The most surprising thing,” says Kristy, “is how easy it’s been. After we agreed to it, we talked a lot as a family, and we said, ‘This is going to be hard. These people are going to eat differently, and pray differently, and be different than us. This is going to be a challenge.’ But I was wrong. After like a week, it felt like family even though I can’t talk with half of them.” Food has become a kind of language. “Aadela doesn’t speak English,” says Kristy. “And I don’t speak Dari or Persian, so most of the time we just bond through cooking. One of us will be kneading bread, and the other one will take the other half and start kneading it or roll biscuits up or whatever.”Kristy says.

A few weeks ago after Mohammed and his family had been with them for a few months, he told Kristy how grateful he was and asked how long they could stay. “It’s funny,” says Kristy, “because we didn’t even discuss it. We just looked at each other and were like, ‘Indefinitely?’ ‘Yeah, indefinitely.’”

Pseudonyms were used at the family’s request.

Front Porch photos by Christie Gosch

2 Comments

  1. Jenny

    You know what’s even better than hosting an Afghan family? Doing so without drawing a lot of attention to it; or perhaps publishing an article about the family who fled a brutal, murderous regime in the nick of time. Or perhaps, focusing the article on the failure of the U.S. government to evacuate our allies. But this article? It has the stain of white saviors written all over it. C’mon Front Porch. Do better.

    Reply
    • Carol Roberts

      Yes, the failures of the evacuation could be a whole story, but it is widely available by news organizations far better equipped to cover it than we are. And we did tell the story of an Afghan family who fled for their lives, but due to fears for their own safety, they asked to be anonymous.

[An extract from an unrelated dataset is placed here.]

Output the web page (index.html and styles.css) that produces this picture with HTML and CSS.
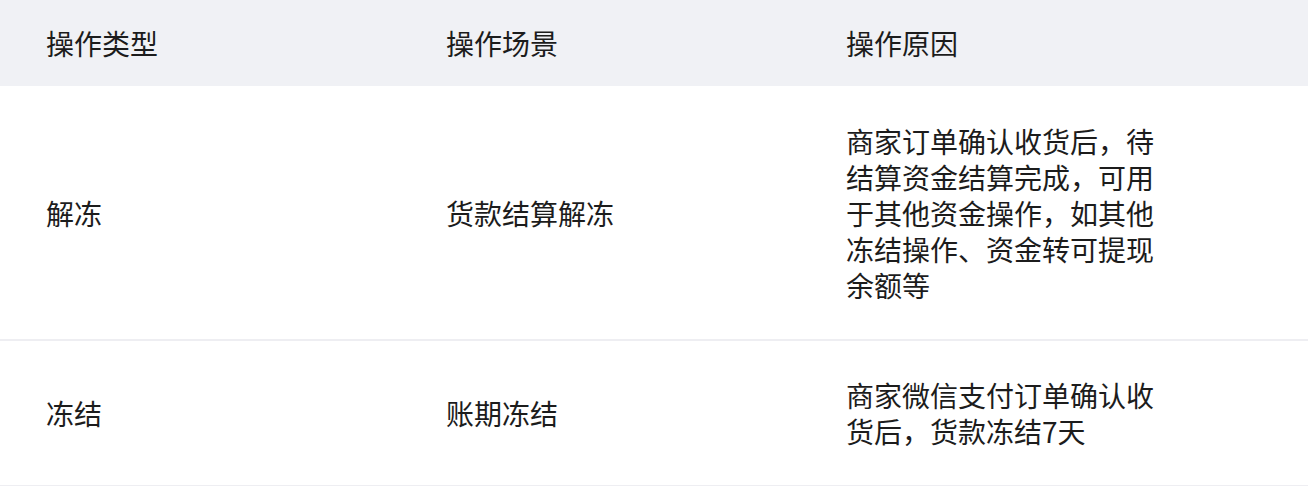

      We appreciate that you took the time to write. Criticism and sharing of views by readers makes a paper better. We hope you won’t hesitate to comment in the future and we’ll listen and consider whether and how we could’ve done better. But in this case we respectfully take issue with your characterization of the Crooks family as having “the stain of white saviors.” They simply responded to a plea for a host family. They didn’t come to us asking for a story. When we reached out, they put us off for months until the Afghan family was settled and comfortable being interviewed, albeit anonymously. Kristy Crooks’ didn’t take the credit for converting her basement. Her first words were about how all the neighbors pitched in.

      We made a journalistic decision to tell two stories: what the Afghan family went through and the human response of people in our community. You seem to be saying it would have been fine to print just the Afghan family’s story, but it was wrong to write about the host family and reveal their identity. We disagree. Following your logic, stories about local people contributing to the community would all have to be anonymous to avoid “the stain of white saviors.” A newspaper wouldn’t last long that way. A big reason people like community papers is that the stories are local and the people in the stories live in their community.